SELECT XMLElement("PetitionMarreCSV",
XMLAttributes('http://INT010.GPA.Schemas.External.GPA_AllFile' AS "xmlns"),
XMLForest(EVENT as "Event",INSERTDATE as "InsertDate",USER_ID as "USER_ID",FIRSTNAME as "FirstName",NAME as "Name",EMAIL as "Email",LANGUAGE as "Language",COUNTRY as "COUNTRY",USER_PROFILE_PIC as "USER_PROFILE_PIC",USER_PROFILE_VIDEO as "USER_PROFILE_VIDEO",OPTIN as "OPTIN",USER_WISTIA_VIDEO as "USER_WISTIA_VIDEO",USER_ACEPT as "USER_ACEPT",USER_APROVED as "USER_APROVED",STRET as "STRET",CITY as "City",POSTALCODE as "PostalCode",TELEPHONE as "Telephone",USER_INTERESTS as "USER_INTERESTS",USER_VIDEO_VIEWS as "USER_VIDEO_VIEWS",USER_SORT_ORDER as "USER_SORT_ORDER",DALING_VAN_DE_KOPKRACHT as "DALING_VAN_DE_KOPKRACHT",TOEGANG_TOT_DE_GEZONDHEIDSZORG as "TOEGANG_TOT_DE_GEZONDHEIDSZORG",RISICO_OP_EN_BLACK_OUT as "RISICO_OP_EN_BLACK_OUT",GEPLANDE_VEROUDERING as "GEPLANDE_VEROUDERING",VERHOGING_VERZEKERINGSPRIJZEN as "VERHOGING_VERZEKERINGSPRIJZEN",DURE_INTERNET as "DURE_INTERNET",TREINVERTRAGINGEN as "TREINVERTRAGINGEN",TRAGHEID_VAN_JUSTITIE as "TRAGHEID_VAN_JUSTITIE",LAGE_RENDEMENT_SPAREKENING as "LAGE_RENDEMENT_SPAREKENING",ONGEZONDE_JUNKFOD as "ONGEZONDE_JUNKFOD",MINDER_POSTKANTOREN as "MINDER_POSTKANTOREN",OPLICHTERIJ_EN_BEDROG as "OPLICHTERIJ_EN_BEDROG",VERKOPERS_AN_HUIS as "VERKOPERS_AN_HUIS",FILENAME_SOURCE as "FileName_Source")) AS "RESULT"

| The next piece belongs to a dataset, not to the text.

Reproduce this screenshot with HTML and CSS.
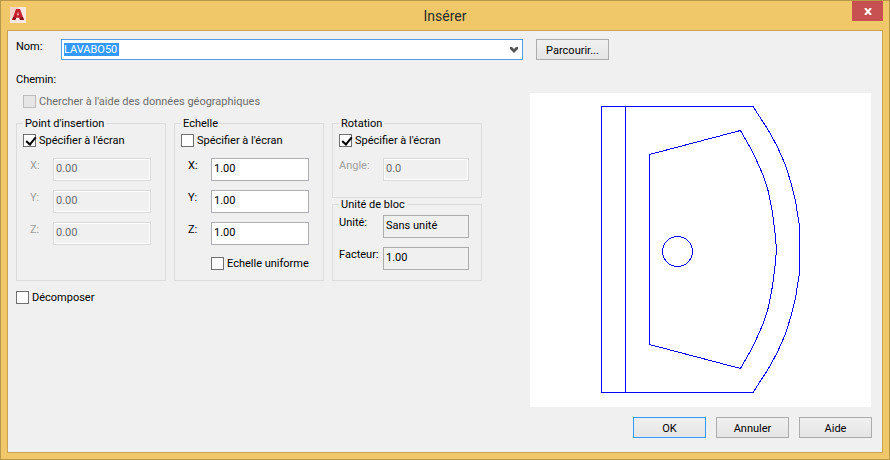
FILE: index.html
```html
<!DOCTYPE html>
<html lang="fr">
<head>
<meta charset="utf-8">
<title>Insérer</title>
<link rel="stylesheet" href="styles.css">
</head>
<body>
<form class="window">
  <header class="titlebar">
    <svg class="app-icon" width="16" height="16" viewBox="0 0 16 16" aria-hidden="true">
      <rect width="16" height="16" fill="#fbe9e1"/>
      <path d="M0 0h9L0 12z" fill="#f6d3c8"/>
      <path d="M6 2h4l4 11h-4l-.6-2.200H6.200L5.300 13H2z" fill="#c2202c"/>
      <path d="M2 13l1-3 3.200.8L5.300 13zM10 13l-.6-2.200L13 10l1 3z" fill="#8d1420"/>
      <path d="M8 4.500L9 8.200H6.900z" fill="#f3b9b3"/>
    </svg>
    <h1 class="title">Insérer</h1>
    <button class="close" type="button" aria-label="Fermer">
      <svg width="8" height="7" viewBox="0 0 8 7" aria-hidden="true"><path d="M1 0l6 7M7 0L1 7" stroke="#fff" stroke-width="2"/></svg>
    </button>
  </header>

  <main class="client">
    <div class="name-row">
      <label class="name-label" for="name">Nom:</label>
      <div class="combo">
        <select class="combo-select" id="name"><option>LAVABO50</option></select>
        <svg class="chevron" width="8" height="6" viewBox="0 0 8 6" aria-hidden="true"><path d="M0 0h2l2 2 2-2h2v2L4 6 0 2z" fill="#555"/></svg>
      </div>
      <button class="button" type="button">Parcourir...</button>
    </div>

    <div class="body">
      <section class="settings">
        <p class="path">Chemin:</p>
        <label class="check geo"><input type="checkbox" disabled>Chercher à l'aide des données géographiques</label>

        <div class="groups">
          <fieldset class="group">
            <legend>Point d'insertion</legend>
            <label class="check"><input type="checkbox" checked>Spécifier à l'écran</label>
            <div class="fields indent">
              <label class="off" for="px">X:</label><input class="field" id="px" type="text" value="0.00" disabled>
              <label class="off" for="py">Y:</label><input class="field" id="py" type="text" value="0.00" disabled>
              <label class="off" for="pz">Z:</label><input class="field" id="pz" type="text" value="0.00" disabled>
            </div>
          </fieldset>

          <fieldset class="group">
            <legend>Echelle</legend>
            <label class="check"><input type="checkbox">Spécifier à l'écran</label>
            <div class="fields indent">
              <label for="sx">X:</label><input class="field" id="sx" type="text" value="1.00">
              <label for="sy">Y:</label><input class="field" id="sy" type="text" value="1.00">
              <label for="sz">Z:</label><input class="field" id="sz" type="text" value="1.00">
              <label class="check uniform"><input type="checkbox">Echelle uniforme</label>
            </div>
          </fieldset>

          <div class="stack">
            <fieldset class="group">
              <legend>Rotation</legend>
              <label class="check"><input type="checkbox" checked>Spécifier à l'écran</label>
              <div class="fields">
                <label class="off" for="angle">Angle:</label><input class="field" id="angle" type="text" value="0.0" disabled>
              </div>
            </fieldset>
            <fieldset class="group unit">
              <legend>Unité de bloc</legend>
              <div class="fields">
                <label for="unit">Unité:</label><input class="field" id="unit" type="text" value="Sans unité" readonly>
                <label for="factor">Facteur:</label><input class="field" id="factor" type="text" value="1.00" readonly>
              </div>
            </fieldset>
          </div>
        </div>

        <label class="check explode"><input type="checkbox">Décomposer</label>
      </section>

      <section class="side">
        <svg class="preview" viewBox="0 0 341 314" role="img" aria-label="LAVABO50">
          <g fill="none" stroke="#00f" shape-rendering="crispEdges">
            <path d="M223 13.500H71.500v286H223L238.500 275.500 247.500 259 255.500 241 261 223 265.500 205 269.500 179.500V133.500L265.500 108 261 90 255.500 72 247.500 54 238.500 37.500z"/>
            <path d="M95.500 13.500v286"/>
            <path d="M119.500 61.500L210.500 37.500 223.500 60.500 233 82 238.500 99 242.500 120 245 140 246.500 156.500 245 173 242.500 193 238.500 214 233 231 223.500 252.500 210.500 275.500 119.500 251.500z"/>
            <circle cx="147.500" cy="158.500" r="15"/>
          </g>
        </svg>
        <div class="actions">
          <button class="button default" type="submit">OK</button>
          <button class="button" type="button">Annuler</button>
          <button class="button" type="button">Aide</button>
        </div>
      </section>
    </div>
  </main>
</form>
</body>
</html>
```
FILE: styles.css
```css
* { box-sizing: border-box; }

body {
  margin: 0;
  font: 11px/15px Roboto, "Liberation Sans", sans-serif;
  color: #000;
}

input, select, button { font: inherit; color: inherit; }

.window {
  display: flex;
  flex-direction: column;
  min-height: 100vh;
  padding: 0 6px 6px;
  background: #f0c869;
  border: 1px solid #b8974b;
}

.titlebar {
  display: grid;
  grid-template-columns: 31px 1fr 31px;
  height: 29px;
}

.app-icon { margin: 6px 0 0 3px; }

.title {
  margin: 0;
  font: 14px/30px Roboto, sans-serif;
  color: #2b2b2b;
  text-align: center;
}

.close {
  display: flex;
  align-items: center;
  justify-content: center;
  width: 31px;
  height: 20px;
  padding: 0;
  border: 0;
  background: #c75050;
}

.client {
  flex: 1;
  padding: 8px 11px 8px 8px;
  background: #f0f0f0;
  border: 1px solid #c9a352;
}

.name-row { display: flex; align-items: flex-start; }
.name-label { width: 45px; }

.combo {
  position: relative;
  flex: 0 1 462px;
  margin-right: 13px;
}

.combo-select {
  display: block;
  width: 100%;
  height: 21px;
  padding: 0 2px;
  appearance: none;
  color: #fff;
  background: linear-gradient(#39f, #39f) 2px 3px / 55px 13px no-repeat #fff;
  border: 1px solid #569de5;
  border-radius: 0;
}

.chevron { position: absolute; right: 5px; top: 8px; }

.button {
  width: 73px;
  height: 21px;
  padding: 1px 0 0;
  background: linear-gradient(#f0f0f0, #e5e5e5);
  border: 1px solid #acacac;
}

.button.default { border: 1px solid #3399ff; }

.body { display: flex; gap: 49px; margin-top: 12px; }
.settings { width: 465px; flex: none; }
.side { flex: 1; margin-top: 21px; }

.path { margin: 0; }

.check {
  display: flex;
  align-items: center;
  gap: 3px;
  height: 14px;
}

.check input {
  width: 13px;
  height: 13px;
  margin: 0;
  appearance: none;
  background: #fff;
  border: 1px solid #707070;
}

.check input:checked::after {
  content: "";
  display: block;
  width: 4px;
  height: 8px;
  margin: 0 0 0 4px;
  border: solid #000;
  border-width: 0 2px 2px 0;
  transform: rotate(40deg);
}

.check input:disabled { background: #e6e6e6; border-color: #bcbcbc; }

.geo { margin: 7px 0 0 7px; color: #6d6d6d; }

.groups {
  display: grid;
  grid-template-columns: repeat(3, 150px);
  gap: 8px;
  margin-top: 8px;
}

.group {
  min-width: 0;
  margin: 0;
  padding: 2px 6px 8px;
  border: 1px solid #dcdcdc;
}

.group legend { padding: 0 2px; }

.stack { display: flex; flex-direction: column; }
.stack .group { padding-bottom: 16px; }
.stack .unit { margin-top: -1px; padding-bottom: 10px; }
.stack .unit .fields { margin-top: 1px; }

.fields {
  display: grid;
  grid-template-columns: 44px 86px;
  row-gap: 9px;
  margin-top: 11px;
}

.indent {
  grid-template-columns: 23px 98px;
  padding-left: 7px;
}

.off { color: #a0a0a0; }

.field {
  width: 100%;
  height: 23px;
  padding: 0 2px 2px;
  background: #fff;
  border: 1px solid #abadb3;
}

.field:read-only { background: #f0f0f0; border-color: #acacac; }

.field:disabled {
  color: #6d6d6d;
  background: #f0f0f0;
  border-color: #d9d9d9;
  box-shadow: inset 0 0 0 1px #fff;
}

.uniform { grid-column: 2; margin-top: 2px; }

.explode { margin-top: 9px; }

.preview { display: block; width: 100%; background: #fff; }

.actions {
  display: flex;
  justify-content: flex-end;
  gap: 10px;
  margin: 10px -1px 0 0;
}
```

FROM (SELECT EVENT,INSERTDATE,USER_ID,FIRSTNAME,NAME,EMAIL,LANGUAGE,COUNTRY,USER_PROFILE_PIC,USER_PROFILE_VIDEO,OPTIN,USER_WISTIA_VIDEO,USER_ACEPT,USER_APROVED,STRET,CITY,POSTALCODE,TELEPHONE,USER_INTERESTS,USER_VIDEO_VIEWS,USER_SORT_ORDER,DALING_VAN_DE_KOPKRACHT,TOEGANG_TOT_DE_GEZONDHEIDSZORG,RISICO_OP_EN_BLACK_OUT,GEPLANDE_VEROUDERING,VERHOGING_VERZEKERINGSPRIJZEN,DURE_INTERNET,TREINVERTRAGINGEN,TRAGHEID_VAN_JUSTITIE,LAGE_RENDEMENT_SPAREKENING,ONGEZONDE_JUNKFOD,MINDER_POSTKANTOREN,OPLICHTERIJ_EN_BEDROG,VERKOPERS_AN_HUIS,FILENAME_SOURCE
FROM ops$kli.GPA22_20150130
WHERE user_id = 293
GROUP BY EVENT,INSERTDATE,USER_ID,FIRSTNAME,NAME,EMAIL,LANGUAGE,COUNTRY,USER_PROFILE_PIC,USER_PROFILE_VIDEO,OPTIN,USER_WISTIA_VIDEO,USER_ACEPT,USER_APROVED,STRET,CITY,POSTALCODE,TELEPHONE,USER_INTERESTS,USER_VIDEO_VIEWS,USER_SORT_ORDER,DALING_VAN_DE_KOPKRACHT,TOEGANG_TOT_DE_GEZONDHEIDSZORG,RISICO_OP_EN_BLACK_OUT,GEPLANDE_VEROUDERING,VERHOGING_VERZEKERINGSPRIJZEN,DURE_INTERNET,TREINVERTRAGINGEN,TRAGHEID_VAN_JUSTITIE,LAGE_RENDEMENT_SPAREKENING,ONGEZONDE_JUNKFOD,MINDER_POSTKANTOREN,OPLICHTERIJ_EN_BEDROG,VERKOPERS_AN_HUIS,FILENAME_SOURCE)
Do you know if there is a problem with this function when you try to generate several CLOB columns?